I am very new to LLVM. I have written a basic compiler using the LLVM bindings for Haskell. The basic compiler works fine. Now I want to enrich this compiler with some natively supported functions in its runtime (written in C) but I am failing to link the compiler with the runtime.
For example I have quite a complex implementation of a data structure in C (in a file runtime.c
) which involves a number of nested structs like this:
struct A {...}
struct B {...} //contains A
struct C {...} //contains B
// a complex function `new` which returns a nested struct
C new(int a, int b){..}
Now I want to expose this function at the surface language.
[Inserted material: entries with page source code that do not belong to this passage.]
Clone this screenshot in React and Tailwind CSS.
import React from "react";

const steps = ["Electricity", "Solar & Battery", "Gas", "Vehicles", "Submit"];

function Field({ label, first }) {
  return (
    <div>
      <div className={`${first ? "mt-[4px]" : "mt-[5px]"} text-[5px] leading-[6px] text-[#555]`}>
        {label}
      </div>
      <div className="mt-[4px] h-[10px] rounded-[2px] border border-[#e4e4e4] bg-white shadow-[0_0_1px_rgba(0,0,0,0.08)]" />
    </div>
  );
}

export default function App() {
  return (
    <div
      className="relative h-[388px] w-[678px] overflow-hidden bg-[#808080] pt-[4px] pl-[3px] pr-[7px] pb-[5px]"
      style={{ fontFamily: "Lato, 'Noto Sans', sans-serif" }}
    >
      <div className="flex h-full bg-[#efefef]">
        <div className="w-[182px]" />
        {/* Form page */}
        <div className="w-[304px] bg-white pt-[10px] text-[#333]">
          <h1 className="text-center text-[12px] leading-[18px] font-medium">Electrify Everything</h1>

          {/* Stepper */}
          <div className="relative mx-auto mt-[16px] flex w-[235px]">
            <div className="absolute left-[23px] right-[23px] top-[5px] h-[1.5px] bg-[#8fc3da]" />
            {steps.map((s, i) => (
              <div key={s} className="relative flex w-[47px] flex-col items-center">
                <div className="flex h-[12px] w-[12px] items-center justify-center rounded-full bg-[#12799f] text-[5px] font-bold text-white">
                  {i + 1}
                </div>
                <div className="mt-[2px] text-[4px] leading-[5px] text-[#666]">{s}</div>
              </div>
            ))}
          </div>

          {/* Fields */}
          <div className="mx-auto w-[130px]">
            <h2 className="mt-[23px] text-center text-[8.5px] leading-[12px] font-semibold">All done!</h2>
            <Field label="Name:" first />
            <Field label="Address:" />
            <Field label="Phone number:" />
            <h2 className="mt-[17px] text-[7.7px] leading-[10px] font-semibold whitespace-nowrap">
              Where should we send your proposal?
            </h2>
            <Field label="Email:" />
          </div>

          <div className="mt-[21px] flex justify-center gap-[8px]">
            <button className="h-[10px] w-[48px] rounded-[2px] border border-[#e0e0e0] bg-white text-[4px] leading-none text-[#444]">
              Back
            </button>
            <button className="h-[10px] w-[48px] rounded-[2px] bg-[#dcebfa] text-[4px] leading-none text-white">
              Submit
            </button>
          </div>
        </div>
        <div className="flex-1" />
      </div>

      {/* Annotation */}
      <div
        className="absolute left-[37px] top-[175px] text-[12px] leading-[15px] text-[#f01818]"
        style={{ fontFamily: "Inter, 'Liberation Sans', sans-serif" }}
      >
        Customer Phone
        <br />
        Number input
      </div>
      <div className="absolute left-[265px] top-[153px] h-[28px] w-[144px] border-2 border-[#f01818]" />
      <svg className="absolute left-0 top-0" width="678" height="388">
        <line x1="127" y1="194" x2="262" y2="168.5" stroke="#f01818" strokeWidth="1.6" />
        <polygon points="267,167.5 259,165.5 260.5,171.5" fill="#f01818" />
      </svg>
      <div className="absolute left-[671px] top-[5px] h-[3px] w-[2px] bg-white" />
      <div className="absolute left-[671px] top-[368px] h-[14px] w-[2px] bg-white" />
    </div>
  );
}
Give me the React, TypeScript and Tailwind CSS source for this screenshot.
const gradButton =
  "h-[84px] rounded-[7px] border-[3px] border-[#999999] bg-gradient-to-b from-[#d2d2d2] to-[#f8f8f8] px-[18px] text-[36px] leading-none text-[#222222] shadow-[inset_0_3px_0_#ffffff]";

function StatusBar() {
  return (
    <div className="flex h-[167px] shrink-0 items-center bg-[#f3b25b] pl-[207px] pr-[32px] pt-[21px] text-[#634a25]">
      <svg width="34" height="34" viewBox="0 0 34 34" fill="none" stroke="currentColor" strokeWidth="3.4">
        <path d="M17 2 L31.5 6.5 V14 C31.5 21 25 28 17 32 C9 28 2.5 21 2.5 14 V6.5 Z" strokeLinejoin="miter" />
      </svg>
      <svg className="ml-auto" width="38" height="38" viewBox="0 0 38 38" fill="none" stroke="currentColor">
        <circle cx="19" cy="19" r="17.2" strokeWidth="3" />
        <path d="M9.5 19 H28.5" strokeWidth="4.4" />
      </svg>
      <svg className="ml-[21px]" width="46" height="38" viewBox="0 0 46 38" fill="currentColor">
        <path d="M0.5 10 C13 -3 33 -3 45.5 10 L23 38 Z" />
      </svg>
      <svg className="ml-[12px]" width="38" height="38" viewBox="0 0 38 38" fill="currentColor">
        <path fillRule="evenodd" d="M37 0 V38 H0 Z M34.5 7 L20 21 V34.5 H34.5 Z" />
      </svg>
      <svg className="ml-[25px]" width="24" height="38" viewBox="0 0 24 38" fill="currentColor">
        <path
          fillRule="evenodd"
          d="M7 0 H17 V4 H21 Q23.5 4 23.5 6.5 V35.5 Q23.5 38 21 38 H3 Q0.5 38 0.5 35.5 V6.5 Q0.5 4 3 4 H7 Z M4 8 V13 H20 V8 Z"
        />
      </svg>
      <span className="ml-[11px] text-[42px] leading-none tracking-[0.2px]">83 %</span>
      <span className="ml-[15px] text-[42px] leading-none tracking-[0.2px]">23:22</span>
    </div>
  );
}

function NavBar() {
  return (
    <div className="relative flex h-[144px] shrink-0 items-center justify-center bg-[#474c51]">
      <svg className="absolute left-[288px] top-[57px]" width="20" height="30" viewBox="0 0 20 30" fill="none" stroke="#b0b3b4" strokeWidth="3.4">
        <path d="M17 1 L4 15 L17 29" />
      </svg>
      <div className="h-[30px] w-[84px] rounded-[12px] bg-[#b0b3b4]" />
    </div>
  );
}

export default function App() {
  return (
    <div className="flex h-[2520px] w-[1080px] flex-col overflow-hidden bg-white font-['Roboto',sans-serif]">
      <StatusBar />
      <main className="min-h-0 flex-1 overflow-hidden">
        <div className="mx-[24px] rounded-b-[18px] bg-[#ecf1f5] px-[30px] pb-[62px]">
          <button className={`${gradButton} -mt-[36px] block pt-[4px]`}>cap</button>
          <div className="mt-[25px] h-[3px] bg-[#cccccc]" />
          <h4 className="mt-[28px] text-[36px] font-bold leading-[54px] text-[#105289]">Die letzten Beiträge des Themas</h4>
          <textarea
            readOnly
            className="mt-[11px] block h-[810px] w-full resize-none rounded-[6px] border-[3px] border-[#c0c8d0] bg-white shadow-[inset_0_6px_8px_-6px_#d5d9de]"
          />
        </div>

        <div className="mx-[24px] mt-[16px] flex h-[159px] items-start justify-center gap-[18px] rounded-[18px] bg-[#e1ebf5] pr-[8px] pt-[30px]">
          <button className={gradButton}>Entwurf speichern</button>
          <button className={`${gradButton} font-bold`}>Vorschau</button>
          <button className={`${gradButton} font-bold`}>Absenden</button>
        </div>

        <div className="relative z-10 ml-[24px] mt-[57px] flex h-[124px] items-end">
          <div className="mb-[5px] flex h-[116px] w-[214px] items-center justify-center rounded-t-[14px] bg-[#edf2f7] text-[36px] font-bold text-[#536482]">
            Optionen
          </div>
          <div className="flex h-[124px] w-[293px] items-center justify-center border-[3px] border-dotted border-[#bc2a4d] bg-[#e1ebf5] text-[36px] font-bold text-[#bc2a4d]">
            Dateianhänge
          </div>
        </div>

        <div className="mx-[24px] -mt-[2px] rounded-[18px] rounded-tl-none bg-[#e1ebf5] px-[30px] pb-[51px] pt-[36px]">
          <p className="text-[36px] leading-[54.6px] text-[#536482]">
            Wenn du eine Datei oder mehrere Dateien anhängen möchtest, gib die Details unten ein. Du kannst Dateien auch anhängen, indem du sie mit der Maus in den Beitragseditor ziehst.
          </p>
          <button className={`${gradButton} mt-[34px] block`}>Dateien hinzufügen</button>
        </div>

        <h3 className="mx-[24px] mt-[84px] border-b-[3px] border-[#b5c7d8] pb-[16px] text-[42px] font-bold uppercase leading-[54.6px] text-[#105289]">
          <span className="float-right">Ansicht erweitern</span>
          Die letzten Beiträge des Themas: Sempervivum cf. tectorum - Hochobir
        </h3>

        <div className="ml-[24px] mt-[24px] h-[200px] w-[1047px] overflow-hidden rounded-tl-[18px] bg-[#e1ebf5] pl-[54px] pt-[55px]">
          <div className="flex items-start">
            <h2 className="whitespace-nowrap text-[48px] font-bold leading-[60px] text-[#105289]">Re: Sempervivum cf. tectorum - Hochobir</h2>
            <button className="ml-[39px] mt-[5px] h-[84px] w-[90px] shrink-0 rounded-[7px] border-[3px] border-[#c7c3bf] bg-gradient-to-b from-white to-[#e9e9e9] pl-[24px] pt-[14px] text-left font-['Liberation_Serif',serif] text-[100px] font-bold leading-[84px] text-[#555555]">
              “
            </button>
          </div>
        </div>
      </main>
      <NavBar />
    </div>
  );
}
The attempt that I am doing right now is compile the whole runtime.c
using clang -emit-llvm -femit-all-decls -S runtime.c
to emit a runtime.ll
file.
And in the compiler generated LLVM code I hope to make a call to this function new
and emit another llvm bitcode file. Finally I link the 2 .ll
files using something like this: LLVM IR: How to call a function in another .ll file
The problem with this approach is when I originally compile the runtime.c
file the LLVM generated seems to be very platform specific. For example the return type of @new
becomes void
and the structs are handled in a way specific to the platform ABI that I am compiling to.
This tells me that my approach might be incorrect. How do you generally connect the compiler and the runtime then?